In order to challenge the Massachusetts licensure statute as an invalid or unreasonable regulation, a defendant must earn standing by application for, and denial of, licensure.  Powell, supra at 590; Commonwealth v. Loadholt, 460 Mass. 723, 725 (2011).  That requirement also would govern the FID card offense.  The defendant does not claim that he applied for either.

Finally, the defendant has argued for the first time on appeal that the lack of a license or of an FID card should constitute a prima facie element of the statutory offenses and that the burden of proof beyond a reasonable doubt of those negative elements should fall upon the Commonwealth.  In Powell, supra at 582, the court maintained the rule that the absence of a license is not an element of the crime and that possession of a license is an affirmative defense to be proved by the defendant.  Accord Commonwealth v. Eberhart, 461 Mass. 809, 813-814 (2012); Commonwealth v. Gouse, 461 Mass. 787, 802-808 (2012).  We add that, in this case, the defendant’s failure to apply for licensure or for the FID card did not constitute a disputed fact at trial.  The allocation of pleading and proof played no part in his convictions.

Judgments affirmed.



     [1] The ordinance provides, “No person shall, on any public way, . . . whether in or upon a vehicle or on foot, drink or have in [his] possession an opened container of any alcoholic beverage . . . .”  Revised Ordinances of the City of Brockton § 14-12(a) (1988).  General Laws c. 272, § 59, as amended by St. 1981, c. 629, states in relevant part, “whoever is in a street or elsewhere in a town in wilful violation of an ordinance . . . the substance of which is the [regulation of] drinking or possession of [an] alcoholic beverage . . . may be arrested without a warrant by an officer authorized to serve criminal process . . . and kept in custody until he can be taken before a court having jurisdiction of the offence.”

     [2] The judge placed the conviction of public consumption of alcohol on file.  In the absence of a formal sentence, that disposition lacked the finality of a judgment necessary for appeal.  See Commonwealth v. Delgado, 367 Mass. 432, 437-438 (1975), and cases cited.

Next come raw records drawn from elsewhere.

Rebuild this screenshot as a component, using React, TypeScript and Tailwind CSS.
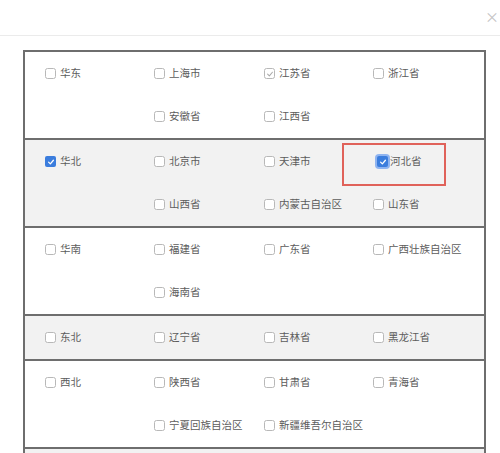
type Mark = "none" | "dim" | "blue" | "focus";

type Item = { label: string; mark?: Mark };

type Row = { region: string; regionMark?: Mark; items: Item[]; gray: boolean };

const rows: Row[] = [
  {
    region: "华东",
    gray: false,
    items: [
      { label: "上海市" },
      { label: "江苏省", mark: "dim" },
      { label: "浙江省" },
      { label: "安徽省" },
      { label: "江西省" },
    ],
  },
  {
    region: "华北",
    regionMark: "blue",
    gray: true,
    items: [
      { label: "北京市" },
      { label: "天津市" },
      { label: "河北省", mark: "focus" },
      { label: "山西省" },
      { label: "内蒙古自治区" },
      { label: "山东省" },
    ],
  },
  {
    region: "华南",
    gray: false,
    items: [
      { label: "福建省" },
      { label: "广东省" },
      { label: "广西壮族自治区" },
      { label: "海南省" },
    ],
  },
  {
    region: "东北",
    gray: true,
    items: [{ label: "辽宁省" }, { label: "吉林省" }, { label: "黑龙江省" }],
  },
  {
    region: "西北",
    gray: false,
    items: [
      { label: "陕西省" },
      { label: "甘肃省" },
      { label: "青海省" },
      { label: "宁夏回族自治区" },
      { label: "新疆维吾尔自治区" },
    ],
  },
];

function Box({ mark = "none" }: { mark?: Mark }) {
  if (mark === "blue" || mark === "focus") {
    return (
      <span
        className={
          "flex h-[11px] w-[11px] shrink-0 items-center justify-center rounded-[2px] bg-[#3b7ddd] " +
          (mark === "focus" ? "ring-2 ring-[#8fb4f0]" : "")
        }
      >
        <svg viewBox="0 0 10 10" className="h-[8px] w-[8px]">
          <path d="M2 5.2 4.2 7.3 8 2.8" fill="none" stroke="#fff" strokeWidth="1.6" strokeLinecap="round" strokeLinejoin="round" />
        </svg>
      </span>
    );
  }
  return (
    <span className="flex h-[11px] w-[11px] shrink-0 items-center justify-center rounded-[2.5px] border border-[#b8b8b8] bg-white">
      {mark === "dim" && (
        <svg viewBox="0 0 10 10" className="h-[8px] w-[8px]">
          <path d="M2 5.2 4.2 7.3 8 2.8" fill="none" stroke="#a8a8a8" strokeWidth="1.3" strokeLinecap="round" strokeLinejoin="round" />
        </svg>
      )}
    </span>
  );
}

function Check({ label, mark }: Item) {
  const tight = mark === "focus";
  return (
    <div className={"flex h-[43px] items-center " + (tight ? "gap-[2px] pl-[4px]" : "gap-[4px]")}>
      <Box mark={mark} />
      <span className="text-[10.5px] leading-none text-[#5c5c5c]">{label}</span>
    </div>
  );
}

export default function App() {
  return (
    <div
      className="relative h-[453px] w-[500px] overflow-hidden bg-white"
      style={{ fontFamily: '"Noto Sans CJK SC", "Noto Sans", sans-serif' }}
    >
      <div className="flex h-[36px] items-center justify-end border-b border-[#ebebeb] pr-[1px]">
        <span className="mb-[4px] text-[14px] leading-none text-[#c4c4c4]">×</span>
      </div>
      <div className="relative ml-[23px] mt-[14px] w-[463px] border-x-2 border-[#6e6e6e]">
        {rows.map((r) => (
          <div
            key={r.region}
            className={
              "grid grid-cols-[109px_327px] border-t-2 border-[#6e6e6e] pl-[20px] " +
              (r.gray ? "bg-[#f2f2f2]" : "bg-white")
            }
          >
            <Check label={r.region} mark={r.regionMark} />
            <div className="grid grid-cols-[110px_109px_108px]">
              {r.items.map((it) => (
                <Check key={it.label} {...it} />
              ))}
            </div>
          </div>
        ))}
        <div className="h-[43px] border-t-2 border-[#6e6e6e] bg-[#f2f2f2]" />
        <div className="pointer-events-none absolute left-[317px] top-[93px] h-[43px] w-[104px] border-2 border-[#e0625a]" />
      </div>
    </div>
  );
}
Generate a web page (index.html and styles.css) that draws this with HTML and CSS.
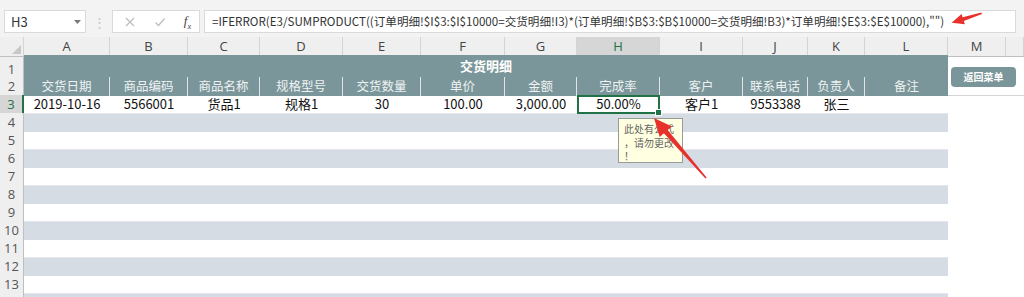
FILE: index.html
```html
<!DOCTYPE html>
<html lang="zh-CN">
<head>
  <meta charset="UTF-8" />
  <title>交货明细</title>
  <link rel="stylesheet" href="styles.css">
</head>
<body>
  <div class="app">

    <!-- FORMULA BAR -->
    <div class="toolbar">
      <div class="namebox">
        <span>H3</span>
        <svg class="caret" width="7" height="4" viewBox="0 0 7 4"><path d="M0 0h7L3.5 4z" fill="#7a7a7a"/></svg>
      </div>
      <div class="dots">⋮</div>
      <div class="fxbox">
        <svg width="12" height="12" viewBox="0 0 12 12"><path d="M2 2l8 8M10 2l-8 8" stroke="#bdbdbd" stroke-width="1.2"/></svg>
        <svg width="12" height="12" viewBox="0 0 12 12"><path d="M1.5 6.5l3 3 6-7" stroke="#bdbdbd" stroke-width="1.2" fill="none"/></svg>
        <span class="fx">f<sub>x</sub></span>
      </div>
      <div class="formula">=IFERROR(E3/SUMPRODUCT((订单明细!$I$3:$I$10000=交货明细!I3)*(订单明细!$B$3:$B$10000=交货明细!B3)*订单明细!$E$3:$E$10000),"")</div>
    </div>

    <!-- SHEET -->
    <div class="sheet">
      <div class="row colhead">
        <div class="corner"></div>
        <div>A</div><div>B</div><div>C</div><div>D</div><div>E</div><div>F</div>
        <div>G</div><div class="active">H</div><div>I</div><div>J</div><div>K</div><div>L</div>
        <div>M</div><div></div>
      </div>

      <div class="row r1">
        <div class="rh">1</div>
        <div class="title">交货明细</div>
        <div class="blank"></div><div class="blank"></div>
      </div>

      <div class="row r2">
        <div class="rh">2</div>
        <div class="th">交货日期</div><div class="th">商品编码</div><div class="th">商品名称</div>
        <div class="th">规格型号</div><div class="th">交货数量</div><div class="th">单价</div>
        <div class="th">金额</div><div class="th">完成率</div><div class="th">客户</div>
        <div class="th">联系电话</div><div class="th">负责人</div><div class="th last">备注</div>
        <div class="blank line"></div><div class="blank line"></div>
      </div>

      <div class="row r3">
        <div class="rh sel">3</div>
        <div class="td">2019-10-16</div><div class="td">5566001</div><div class="td">货品1</div>
        <div class="td">规格1</div><div class="td">30</div><div class="td">100.00</div>
        <div class="td">3,000.00</div><div class="td cur">50.00%<span class="handle"></span></div>
        <div class="td">客户1</div><div class="td">9553388</div><div class="td">张三</div><div class="td"></div>
        <div class="blank"></div><div class="blank"></div>
      </div>

      <div class="row band"><div class="rh">4</div><div class="fill"></div><div class="blank"></div><div class="blank"></div></div>
      <div class="row"><div class="rh">5</div><div class="fill"></div><div class="blank"></div><div class="blank"></div></div>
      <div class="row band"><div class="rh">6</div><div class="fill"></div><div class="blank"></div><div class="blank"></div></div>
      <div class="row"><div class="rh">7</div><div class="fill"></div><div class="blank"></div><div class="blank"></div></div>
      <div class="row band"><div class="rh">8</div><div class="fill"></div><div class="blank"></div><div class="blank"></div></div>
      <div class="row"><div class="rh">9</div><div class="fill"></div><div class="blank"></div><div class="blank"></div></div>
      <div class="row band"><div class="rh">10</div><div class="fill"></div><div class="blank"></div><div class="blank"></div></div>
      <div class="row"><div class="rh">11</div><div class="fill"></div><div class="blank"></div><div class="blank"></div></div>
      <div class="row band"><div class="rh">12</div><div class="fill"></div><div class="blank"></div><div class="blank"></div></div>
      <div class="row"><div class="rh">13</div><div class="fill"></div><div class="blank"></div><div class="blank"></div></div>
      <div class="row band"><div class="rh"></div><div class="fill"></div><div class="blank"></div><div class="blank"></div></div>
    </div>

    <!-- FLOATING SHAPES -->
    <div class="menu-btn">返回菜单</div>

    <div class="comment">此处有公式<br>，请勿更改<br>！</div>

    <svg class="arrows" width="1024" height="297" viewBox="0 0 1024 297">
      <polygon fill="#e8312b" points="654,118 671.9,126.4 667.7,130.1 706.6,177.5 705.4,178.5 663.9,133.3 659.7,137"/>
      <polygon fill="#e8312b" points="951.7,22.7 964.9,24.2 963.8,21 982,14 981.4,12.6 962.6,17.3 961.5,14"/>
    </svg>
  </div>
</body>
</html>
```

FILE: styles.css
```css
body {
  margin: 0;
  background: #fff;
  font-family: "Noto Sans CJK SC", "Noto Sans", sans-serif;
  overflow: hidden;
}
.app {
  position: relative;
  width: 1024px;
  height: 297px;
  overflow: hidden;
}

/* formula bar */
.toolbar {
  height: 37px;
  background: #f3f3f3;
  display: flex;
  align-items: flex-start;
  padding-top: 10px;
  box-sizing: border-box;
}
.namebox {
  margin-left: 4px;
  width: 82px;
  height: 23px;
  background: #fff;
  border: 1px solid #dadada;
  box-sizing: border-box;
  display: flex;
  align-items: center;
  justify-content: space-between;
  padding: 0 4px 0 6px;
  font-size: 13px;
  color: #333;
}
.dots {
  width: 26px;
  text-align: center;
  color: #c4c4c4;
  font-size: 13px;
  line-height: 23px;
}
.fxbox {
  width: 88px;
  height: 23px;
  background: #fff;
  border: 1px solid #dadada;
  box-sizing: border-box;
  display: flex;
  align-items: center;
  justify-content: space-between;
  padding: 0 8px 0 11px;
}
.fx {
  font-family: "Liberation Serif", serif;
  font-style: italic;
  font-size: 13px;
  color: #444;
}
.fx sub {
  font-size: 8px;
}
.formula {
  margin-left: 4px;
  width: 812px;
  height: 23px;
  background: #fff;
  border: 1px solid #dadada;
  box-sizing: border-box;
  padding-left: 7px;
  font-size: 11.6px;
  line-height: 21px;
  color: #333;
  white-space: nowrap;
  overflow: hidden;
}

/* grid */
.row {
  display: grid;
  grid-template-columns: 24px 86px 78px 72px 83px 78px 84px 72px 83px 83px 65px 57px 83px 58px 1fr;
  height: 18px;
  font-size: 13px;
}
.row > div {
  box-sizing: border-box;
}
.rh {
  background: #efefef;
  border-right: 1px solid #bfbfbf;
  border-bottom: 1px solid #d8d8d8;
  color: #555;
  text-align: center;
  font-family: "Open Sans", sans-serif;
  font-size: 13px;
  line-height: 18px;
}
.rh.sel {
  background: #d6d6d6;
  border-right: 2px solid #217346;
  color: #217346;
}
.colhead > div {
  background: #efefef;
  border-right: 1px solid #d4d4d4;
  border-bottom: 1px solid #bfbfbf;
  color: #444;
  text-align: center;
  font-family: "Open Sans", sans-serif;
  font-size: 13px;
  line-height: 18px;
}
.colhead > .active {
  background: #d6d6d6;
  border-bottom: 2px solid #217346;
  color: #217346;
}
.colhead > .corner {
  position: relative;
}
.corner::after {
  content: "";
  position: absolute;
  right: 2px;
  bottom: 2px;
  border-left: 9px solid transparent;
  border-bottom: 9px solid #c8c8c8;
}

.r1 {
  height: 22px;
}
.r1 .rh {
  line-height: 28px;
}
.title {
  grid-column: 2 / span 12;
  background: #7b969a;
  border-bottom: 1px solid #a9bbbe;
  color: #fff;
  font-weight: bold;
  text-align: center;
  line-height: 22px;
}
.th {
  background: #7b969a;
  border-right: 1px solid #dfe6e7;
  color: #eef2f3;
  text-align: center;
  line-height: 18px;
  font-size: 12.5px;
}
.th.last {
  border-right: none;
}
.blank.line {
  border-bottom: 1px solid #d4d4d4;
}
.td {
  color: #111;
  text-align: center;
  line-height: 18px;
}
.td.cur {
  position: relative;
  border: 2px solid #217346;
  line-height: 14px;
}
.handle {
  position: absolute;
  right: -4px;
  bottom: -4px;
  width: 5px;
  height: 5px;
  background: #217346;
  border: 1px solid #fff;
}
.fill {
  grid-column: 2 / span 12;
}
.band .fill {
  background: #d6dce4;
  border-top: 1px solid #e4e8ee;
}

/* floating shapes */
.menu-btn {
  position: absolute;
  left: 951px;
  top: 67px;
  width: 65px;
  height: 20px;
  border-radius: 4px;
  background: #7b969a;
  color: #fff;
  font-size: 10px;
  font-weight: bold;
  text-align: center;
  line-height: 19px;
}
.comment {
  position: absolute;
  left: 618px;
  top: 118px;
  width: 65px;
  height: 45px;
  box-sizing: border-box;
  background: #ffffe1;
  border: 1px solid #9a9a9a;
  padding: 3px 0 0 5px;
  font-size: 10px;
  line-height: 13.5px;
  color: #666;
  white-space: nowrap;
  overflow: hidden;
}
.arrows {
  position: absolute;
  left: 0;
  top: 0;
}
```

     [2] Trooper Jackson testified that he had asked the question whether the defendant had “anything that could poke, prick or harm me.”  Trooper McCarthy testified that he heard the question.

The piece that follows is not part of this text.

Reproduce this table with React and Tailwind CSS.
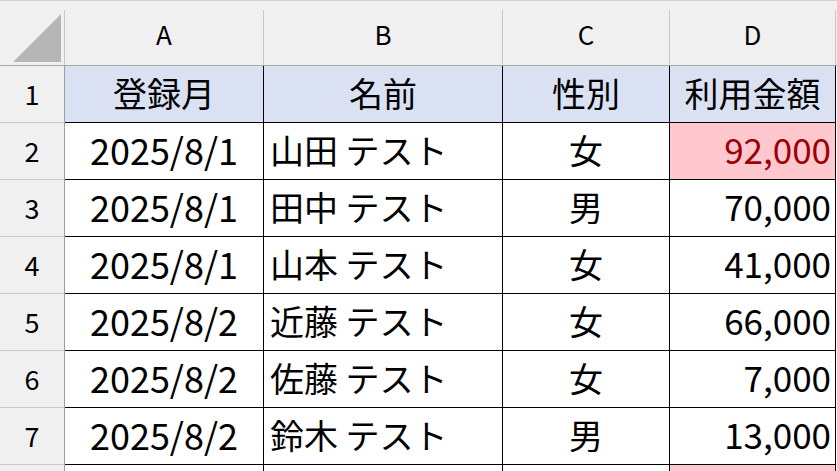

     [2] The defendant challenges the reasoning of the motion judge upon two grounds.  He first argues that if one were to interpret the judge’s reasoning to be that the patfrisk constituted a search incident to a lawful arrest, the predicate lawful arrest had not occurred at the moment of the patfrisk.  Second, he reasons that, if the justification for the patfrisk was a concern for officer safety, neither officer testified that he felt such a concern.

     [2] Id. at 508.  Three officers confronted Gomes.


“Officer Walsh observed the defendant and [a second individual] engaging in what appeared to be a drug transaction.  The defendant was standing in the doorway with his right hand opened flat as if displaying some object or items to [the individual], which Officer Walsh could not see.  The police cruisers stopped, the officers left their vehicles, and they started to approach the defendant.  As they did so, Officer Walsh saw the defendant put his right hand up to his mouth and appear to swallow something.  Officer Walsh asked the defendant what he was doing there, and he immediately conducted a patfrisk for weapons.  While the defendant was being patted down, a clear plastic bag containing five individually packaged rocks of ‘crack’ cocaine slid out of his pant leg and onto the ground.  Officer Walsh arrested the defendant and transported him to the police station for booking. . . .  During a more thorough search of the defendant at the police station, officers found additional evidence that was indicative of drug dealing.”  (Emphasis supplied.)

     [2] The objective reasonableness of the patfrisk is the basis for the present affirmance.  We do not reach the arguments capably presented by both the defendant and the Commonwealth upon the questions (1) whether the patfrisk can constitute a search in

anticipation of an immediate arrest based upon probable cause and exigent circumstances, and (2) whether the patfrisk can constitute a search incident to an imminent lawful arrest.  See Grasso & McEvoy, Suppression Matters Under Massachusetts Law, §§ 14-1(a)-(c)(2); 12-2(a) (2012-2013 ed.).

     [2] The trial of the defendant occurred in January of 2010.  The United States Supreme Court announced the McDonald decision (applying the guarantee of the Second Amendment to the States) on June 28, 2010.  A criminal defendant would receive the benefit of a change of the law while, as here, his case was pending on direct review.  See Griffith v. Kentucky, 479 U.S. 314, 320-328 (1987); Commonwealth v. Greineder, 458 Mass. 207, 237 (2010), judgment vacated on other grounds, 133 S. Ct. 55 (2012); and Powell, 459 Mass. at 587 (where the defendant’s trial occurred in January of 2009 before the delivery of the McDonald decision in June of 2010, the defendant’s failure to raise his Second Amendment claim at trial did not preclude his assertion of it on appeal).  We therefore consider the defendant’s present Second Amendment contention.

     [2] At the street encounter the defendant told police that he was intending to get a license on the following day.